Cronon to speak on landscape & environmental change Feb. 13

Environmental historian William J. Cronon, Ph.D., D.Phil., will speak on “Telling Tales on Canvas: Landscapes of Environmental Change” at 7 p.m. Feb. 13 for the Sam Fox School of Design & Visual Arts.

The talk — co-sponsored by the Assembly Series and the Pulitzer Foundation for the Arts — comes as part of “Unsettled Ground: Nature, Landscape and Ecology Now!” a yearlong series of lectures, panel discussions, artistic interventions and workshops exploring the intersection of contemporary architecture, art, ecology and urban design.

William Cronon
William Cronon

The lecture is free and open to the public and will take place in the Sam Fox School’s Mildred Lane Kemper Art Museum in Steinberg Hall.

Cronon, the Frederick Jackson Turner and Vilas Research Professor of History, Geography and Environmental Studies at the University of Wisconsin, studies the history of human interaction with the natural world: how we depend on the ecosystems around us to sustain our material lives; how we modify the landscapes in which we live and work; and how our ideas of nature shape our relationships with the world around us.

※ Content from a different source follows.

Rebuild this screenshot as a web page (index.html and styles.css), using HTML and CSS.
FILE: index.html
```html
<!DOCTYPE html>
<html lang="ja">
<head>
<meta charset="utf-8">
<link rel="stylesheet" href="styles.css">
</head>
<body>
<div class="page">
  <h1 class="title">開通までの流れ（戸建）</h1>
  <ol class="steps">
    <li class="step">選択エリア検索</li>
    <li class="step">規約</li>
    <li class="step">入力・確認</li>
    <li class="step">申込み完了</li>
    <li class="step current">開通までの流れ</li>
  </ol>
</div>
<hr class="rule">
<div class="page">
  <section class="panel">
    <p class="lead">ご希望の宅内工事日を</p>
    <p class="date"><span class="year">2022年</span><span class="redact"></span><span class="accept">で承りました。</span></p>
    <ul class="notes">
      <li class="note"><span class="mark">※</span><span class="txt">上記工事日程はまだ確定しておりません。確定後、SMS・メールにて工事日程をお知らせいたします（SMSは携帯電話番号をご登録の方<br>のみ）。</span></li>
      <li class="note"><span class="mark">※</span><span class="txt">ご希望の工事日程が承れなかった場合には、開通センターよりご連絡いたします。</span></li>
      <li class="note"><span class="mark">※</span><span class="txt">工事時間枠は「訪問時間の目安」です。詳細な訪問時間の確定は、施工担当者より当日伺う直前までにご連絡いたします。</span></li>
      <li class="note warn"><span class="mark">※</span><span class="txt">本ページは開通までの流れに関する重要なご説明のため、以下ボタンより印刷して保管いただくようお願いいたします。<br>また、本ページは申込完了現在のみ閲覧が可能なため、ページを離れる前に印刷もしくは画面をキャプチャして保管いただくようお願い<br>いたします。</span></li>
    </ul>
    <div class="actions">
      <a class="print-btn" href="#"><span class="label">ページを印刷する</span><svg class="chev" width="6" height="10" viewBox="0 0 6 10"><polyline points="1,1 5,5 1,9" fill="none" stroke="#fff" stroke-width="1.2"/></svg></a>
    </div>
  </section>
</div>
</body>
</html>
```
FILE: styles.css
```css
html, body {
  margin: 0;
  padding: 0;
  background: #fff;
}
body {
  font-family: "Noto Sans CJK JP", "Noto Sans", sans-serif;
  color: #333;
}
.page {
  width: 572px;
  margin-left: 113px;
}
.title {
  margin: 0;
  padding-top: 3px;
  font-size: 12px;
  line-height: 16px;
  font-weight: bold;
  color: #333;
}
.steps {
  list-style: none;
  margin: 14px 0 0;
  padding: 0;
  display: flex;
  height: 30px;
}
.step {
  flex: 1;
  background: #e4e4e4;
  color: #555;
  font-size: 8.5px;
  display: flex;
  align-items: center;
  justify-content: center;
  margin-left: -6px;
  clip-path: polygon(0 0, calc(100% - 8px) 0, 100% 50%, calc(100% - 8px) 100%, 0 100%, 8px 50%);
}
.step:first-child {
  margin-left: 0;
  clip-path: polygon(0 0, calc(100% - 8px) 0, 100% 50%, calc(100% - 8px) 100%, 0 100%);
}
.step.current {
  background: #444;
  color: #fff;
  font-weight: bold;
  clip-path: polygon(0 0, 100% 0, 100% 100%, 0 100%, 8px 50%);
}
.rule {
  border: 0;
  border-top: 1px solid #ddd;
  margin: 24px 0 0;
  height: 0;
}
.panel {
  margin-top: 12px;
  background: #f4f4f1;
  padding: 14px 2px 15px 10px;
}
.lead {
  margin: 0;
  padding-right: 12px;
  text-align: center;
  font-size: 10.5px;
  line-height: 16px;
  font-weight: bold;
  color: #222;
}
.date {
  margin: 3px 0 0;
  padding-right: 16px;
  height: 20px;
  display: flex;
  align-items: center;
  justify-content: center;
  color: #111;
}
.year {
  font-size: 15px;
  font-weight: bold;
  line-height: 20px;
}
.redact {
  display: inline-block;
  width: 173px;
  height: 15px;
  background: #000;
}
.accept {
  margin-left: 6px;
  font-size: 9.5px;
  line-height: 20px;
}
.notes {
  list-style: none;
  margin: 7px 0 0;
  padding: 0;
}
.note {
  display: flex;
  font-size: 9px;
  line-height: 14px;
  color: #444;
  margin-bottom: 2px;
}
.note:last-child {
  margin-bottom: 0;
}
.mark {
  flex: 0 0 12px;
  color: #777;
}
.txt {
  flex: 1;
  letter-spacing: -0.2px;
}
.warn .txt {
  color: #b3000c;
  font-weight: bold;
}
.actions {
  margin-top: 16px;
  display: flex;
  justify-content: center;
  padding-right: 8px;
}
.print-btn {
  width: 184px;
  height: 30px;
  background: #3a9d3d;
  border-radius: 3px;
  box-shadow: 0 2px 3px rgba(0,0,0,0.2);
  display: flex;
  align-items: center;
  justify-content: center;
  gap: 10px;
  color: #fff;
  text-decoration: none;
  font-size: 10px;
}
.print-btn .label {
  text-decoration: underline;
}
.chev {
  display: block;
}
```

His first book, Changes in the Land: Indians, Colonists, and the Ecology of New England (1983), examined changes in the New England landscape as control of the region shifted from Native Americans to European colonists.

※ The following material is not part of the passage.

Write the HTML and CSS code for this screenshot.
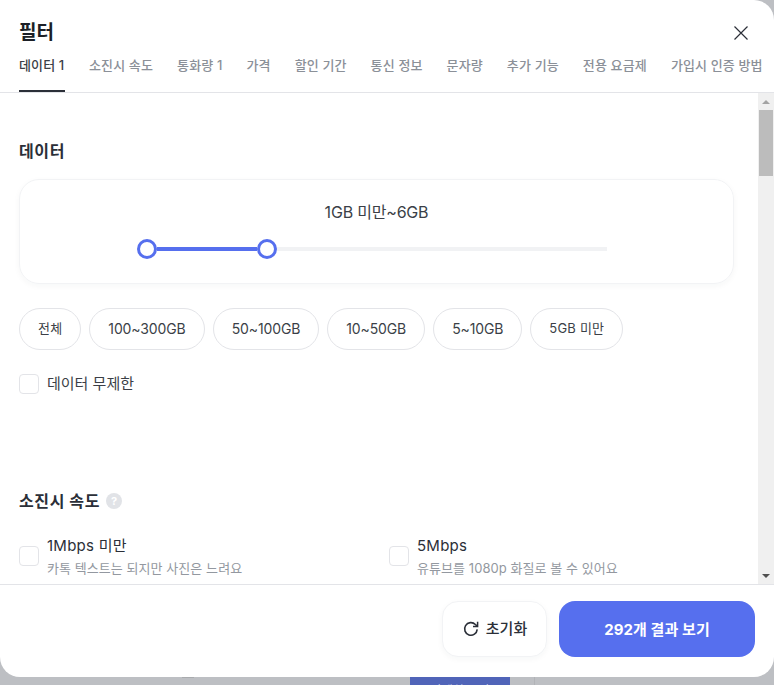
FILE: index.html
```html
<!DOCTYPE html>
<html lang="ko">
<head>
  <meta charset="UTF-8">
  <title>필터</title>
  <link rel="stylesheet" href="styles.css">
</head>
<body>
  <div class="modal">
    <header class="modal-head">
      <div class="title-row">
        <h1 class="title">필터</h1>
        <svg class="close" width="16" height="16" viewBox="0 0 16 16" fill="none" stroke="#2b2f38" stroke-width="1.2">
          <path d="M1.5 1.5L14.5 14.5M14.5 1.5L1.5 14.5"/>
        </svg>
      </div>
      <nav class="tabs">
        <span class="tab active">데이터 1</span>
        <span class="tab">소진시 속도</span>
        <span class="tab">통화량 1</span>
        <span class="tab">가격</span>
        <span class="tab">할인 기간</span>
        <span class="tab">통신 정보</span>
        <span class="tab">문자량</span>
        <span class="tab">추가 기능</span>
        <span class="tab">전용 요금제</span>
        <span class="tab">가입시 인증 방법</span>
      </nav>
    </header>

    <div class="body-wrap">
      <main class="content">
        <h2 class="section-title first">데이터</h2>
        <div class="range-card">
          <div class="range-label">1GB 미만~6GB</div>
          <div class="slider">
            <span class="knob"></span>
            <span class="fill"></span>
            <span class="knob"></span>
            <span class="rest"></span>
          </div>
        </div>
        <div class="chips">
          <span class="chip ko">전체</span>
          <span class="chip">100~300GB</span>
          <span class="chip">50~100GB</span>
          <span class="chip">10~50GB</span>
          <span class="chip">5~10GB</span>
          <span class="chip ko">5GB 미만</span>
        </div>
        <label class="check-row">
          <span class="box"></span>
          <span class="check-text">데이터 무제한</span>
        </label>

        <h2 class="section-title second">소진시 속도 <span class="help">?</span></h2>
        <div class="speed-grid">
          <div class="speed">
            <span class="box"></span>
            <div>
              <div class="speed-name">1Mbps 미만</div>
              <div class="speed-desc">카톡 텍스트는 되지만 사진은 느려요</div>
            </div>
          </div>
          <div class="speed">
            <span class="box"></span>
            <div>
              <div class="speed-name">5Mbps</div>
              <div class="speed-desc">유튜브를 1080p 화질로 볼 수 있어요</div>
            </div>
          </div>
        </div>
      </main>
      <div class="scrollbar">
        <span class="arrow up"></span>
        <span class="thumb"></span>
        <span class="track"></span>
        <span class="arrow down"></span>
      </div>
    </div>

    <footer class="modal-foot">
      <button class="btn-reset">
        <svg width="18" height="18" viewBox="0 0 18 18" fill="none" stroke="#2b2f38" stroke-width="1.6">
          <path d="M15.2 9.4A6.3 6.3 0 1 1 13.4 4.5L15.2 6.2"/>
          <path d="M15.6 1.8V6.4H11" stroke-width="1.5"/>
        </svg>
        <span class="reset-text">초기화</span>
      </button>
      <button class="btn-apply">292개 결과 보기</button>
    </footer>
  </div>

  <div class="behind">
    <span class="behind-mark"></span>
    <span class="behind-btn">자세히 보기</span>
  </div>
</body>
</html>
```

FILE: styles.css
```css
* {
  box-sizing: border-box;
}
html, body {
  height: 100%;
}
body {
  margin: 0;
  height: 685px;
  overflow: hidden;
  background-color: #bdbfc3;
  font-family: Inter, "Noto Sans CJK KR", sans-serif;
  color: #2b2f38;
}

/* Modal */
.modal {
  height: 677px;
  background-color: #fff;
  border-radius: 0 20px 20px 20px;
  display: flex;
  flex-direction: column;
  overflow: hidden;
}
.modal-head {
  height: 93px;
  flex: none;
  border-bottom: 1px solid #e3e4e8;
  padding: 0 12px 0 19px;
}
.title-row {
  display: flex;
  justify-content: space-between;
  align-items: center;
  padding: 14px 13px 0 0;
  height: 51px;
}
.title {
  margin: 0;
  font-size: 19px;
  line-height: 26px;
  font-weight: 700;
  color: #1c1f26;
}
.tabs {
  display: flex;
  gap: 24px;
  white-space: nowrap;
  font-size: 13px;
  letter-spacing: 0.13px;
  font-weight: 500;
  color: #8b9098;
}
.tab {
  height: 41px;
  padding-top: 3px;
  line-height: 22px;
}
.tab.active {
  min-width: 46px;
  color: #3b3f47;
  border-bottom: 2px solid #2b2f38;
}

/* Scroll area */
.body-wrap {
  flex: 1;
  min-height: 0;
  display: flex;
}
.content {
  flex: 1;
  min-width: 0;
  overflow: hidden;
  padding: 0 24px 0 19px;
}
.scrollbar {
  width: 16px;
  flex: none;
  display: flex;
  flex-direction: column;
  align-items: center;
  background-color: #f0f0f0;
}
.arrow {
  height: 17px;
  flex: none;
  display: flex;
  align-items: center;
}
.arrow::before {
  content: "";
  border-left: 4px solid transparent;
  border-right: 4px solid transparent;
}
.arrow.up::before {
  border-bottom: 4px solid #a3a3a3;
}
.arrow.down::before {
  border-top: 4px solid #505050;
}
.thumb {
  width: 14px;
  height: 66px;
  flex: none;
  background-color: #bcbcbc;
}
.track {
  flex: 1;
}

.section-title {
  margin: 0;
  font-size: 16px;
  letter-spacing: 0.6px;
  line-height: 24px;
  font-weight: 700;
  color: #2b2f38;
  display: flex;
  align-items: center;
  gap: 6px;
}
.section-title.first {
  padding-top: 46px;
  height: 70px;
}
.section-title.second {
  margin-top: 95px;
}
.help {
  width: 16px;
  height: 16px;
  border-radius: 50%;
  background-color: #e1e3e7;
  color: #fff;
  font-size: 11px;
  letter-spacing: 0;
  line-height: 16px;
  text-align: center;
}

.range-card {
  margin-top: 16px;
  height: 105px;
  border: 1px solid #f2f3f5;
  border-radius: 20px;
  box-shadow: 0 2px 6px rgba(30, 40, 60, 0.04);
  display: flex;
  flex-direction: column;
  align-items: center;
  padding-top: 21px;
}
.range-label {
  font-size: 16px;
  letter-spacing: -0.2px;
  line-height: 22px;
  color: #3b3f47;
}
.slider {
  margin: 16px 10px 0 0;
  width: 470px;
  display: flex;
  align-items: center;
}
.knob {
  width: 20px;
  height: 20px;
  flex: none;
  background-color: #fff;
  border: 3px solid #566fee;
  border-radius: 50%;
}
.fill {
  width: 100px;
  height: 4px;
  background-color: #566fee;
}
.rest {
  flex: 1;
  height: 4px;
  background-color: #f1f2f4;
}

.chips {
  margin-top: 24px;
  display: flex;
  gap: 8px;
}
.chip {
  height: 42px;
  padding: 0 18px;
  border: 1px solid #e3e4e8;
  border-radius: 21px;
  font-size: 14px;
  letter-spacing: -0.12px;
  line-height: 39px;
  color: #3b3f47;
  white-space: nowrap;
}
.chip.ko {
  font-size: 13px;
  letter-spacing: 0.2px;
}

.box {
  width: 20px;
  height: 20px;
  flex: none;
  border: 1px solid #e3e4e8;
  border-radius: 4px;
  background-color: #fff;
}
.check-row {
  margin-top: 24px;
  display: flex;
  align-items: center;
  gap: 8px;
}
.check-text {
  font-size: 15px;
  line-height: 18px;
  color: #3b3f47;
}

.speed-grid {
  margin-top: 20px;
  display: grid;
  grid-template-columns: 370px 1fr;
}
.speed {
  display: flex;
  align-items: center;
  gap: 8px;
}
.speed-name {
  font-size: 15px;
  letter-spacing: 0.25px;
  line-height: 24px;
  padding-top: 1px;
  color: #2b2f38;
}
.speed-desc {
  font-size: 13px;
  letter-spacing: 0.06px;
  line-height: 21px;
  color: #9398a0;
}

/* Footer */
.modal-foot {
  height: 93px;
  flex: none;
  border-top: 1px solid #e3e4e8;
  display: flex;
  justify-content: flex-end;
  gap: 12px;
  padding: 16px 19px 0 0;
}
button {
  font-family: inherit;
  border: 0;
  cursor: pointer;
  height: 56px;
}
.btn-reset {
  width: 105px;
  background-color: #fff;
  border: 1px solid #f2f3f5;
  border-radius: 16px;
  box-shadow: 0 2px 6px rgba(30, 40, 60, 0.04);
  display: flex;
  align-items: center;
  justify-content: center;
  gap: 6px;
  font-size: 15px;
  font-weight: 500;
  color: #2b2f38;
}
.reset-text {
  margin-bottom: 3px;
}
.btn-apply {
  width: 196px;
  padding-bottom: 3px;
  background-color: #566fee;
  border-radius: 16px;
  color: #fff;
  font-size: 15px;
  letter-spacing: 0.1px;
  font-weight: 700;
}

/* What shows under the modal */
.behind {
  height: 8px;
  overflow: hidden;
  position: relative;
}
.behind-mark {
  position: absolute;
  left: 182px;
  top: 0;
  width: 12px;
  height: 1px;
  background-color: #a9abae;
}
.behind-btn {
  position: absolute;
  left: 410px;
  top: 0;
  width: 100px;
  height: 24px;
  background-color: #5064b8;
  color: #c3c9e6;
  font-size: 12px;
  line-height: 28px;
  text-align: center;
}
.behind::after {
  content: "";
  position: absolute;
  left: 534px;
  top: 0;
  width: 1px;
  height: 8px;
  background-color: #b1b3b7;
}
```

His Pulitzer Prize-nominated Nature’s Metropolis: Chicago and the Great West (1991) focused on Chicago’s relationship with its rural hinterland during the second half of the 19th century.

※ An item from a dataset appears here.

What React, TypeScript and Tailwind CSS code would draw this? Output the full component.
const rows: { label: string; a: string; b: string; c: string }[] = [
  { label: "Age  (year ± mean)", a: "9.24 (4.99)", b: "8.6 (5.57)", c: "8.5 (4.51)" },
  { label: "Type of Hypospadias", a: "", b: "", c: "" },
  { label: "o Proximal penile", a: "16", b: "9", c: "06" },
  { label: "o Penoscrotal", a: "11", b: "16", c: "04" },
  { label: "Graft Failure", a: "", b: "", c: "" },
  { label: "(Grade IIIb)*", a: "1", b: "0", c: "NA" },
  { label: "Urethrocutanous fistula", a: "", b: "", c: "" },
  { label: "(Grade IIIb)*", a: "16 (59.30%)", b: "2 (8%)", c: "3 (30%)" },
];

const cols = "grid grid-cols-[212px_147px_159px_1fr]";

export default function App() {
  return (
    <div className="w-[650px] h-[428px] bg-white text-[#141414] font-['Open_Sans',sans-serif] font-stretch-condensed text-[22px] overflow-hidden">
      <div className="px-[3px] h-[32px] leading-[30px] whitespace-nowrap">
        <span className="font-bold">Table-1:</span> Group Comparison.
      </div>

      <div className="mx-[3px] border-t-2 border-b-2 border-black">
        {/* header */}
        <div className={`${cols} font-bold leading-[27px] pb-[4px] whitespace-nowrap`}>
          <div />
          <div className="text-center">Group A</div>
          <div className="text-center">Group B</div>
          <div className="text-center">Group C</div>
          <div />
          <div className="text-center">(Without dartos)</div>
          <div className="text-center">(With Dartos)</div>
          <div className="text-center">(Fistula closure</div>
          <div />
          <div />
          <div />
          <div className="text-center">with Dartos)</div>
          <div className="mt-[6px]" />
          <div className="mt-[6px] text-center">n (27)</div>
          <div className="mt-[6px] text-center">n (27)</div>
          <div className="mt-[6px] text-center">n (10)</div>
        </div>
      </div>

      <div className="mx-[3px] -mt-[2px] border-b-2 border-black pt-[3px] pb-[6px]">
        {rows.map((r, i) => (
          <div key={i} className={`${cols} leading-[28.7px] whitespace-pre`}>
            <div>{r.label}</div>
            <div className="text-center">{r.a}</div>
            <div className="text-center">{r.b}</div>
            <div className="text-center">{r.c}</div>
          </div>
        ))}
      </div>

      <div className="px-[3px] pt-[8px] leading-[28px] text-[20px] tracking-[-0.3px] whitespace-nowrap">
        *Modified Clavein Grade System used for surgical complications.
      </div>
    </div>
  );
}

In 1995, Cronon edited Uncommon Ground: Rethinking the Human Place in Nature, an influential essay collection exploring the impact of cultural ideas about nature on modern environmental problems.

He has been a Rhodes Scholar, a Danforth Fellow, a Guggenheim Fellow and a MacArthur Fellow.

The “Unsettled Ground” lectures are co-financed by funds given to WUSTL for collaborative, interdisciplinary programming between the Sam Fox School of Design & Visual Arts and the Pulitzer Foundation for the Arts.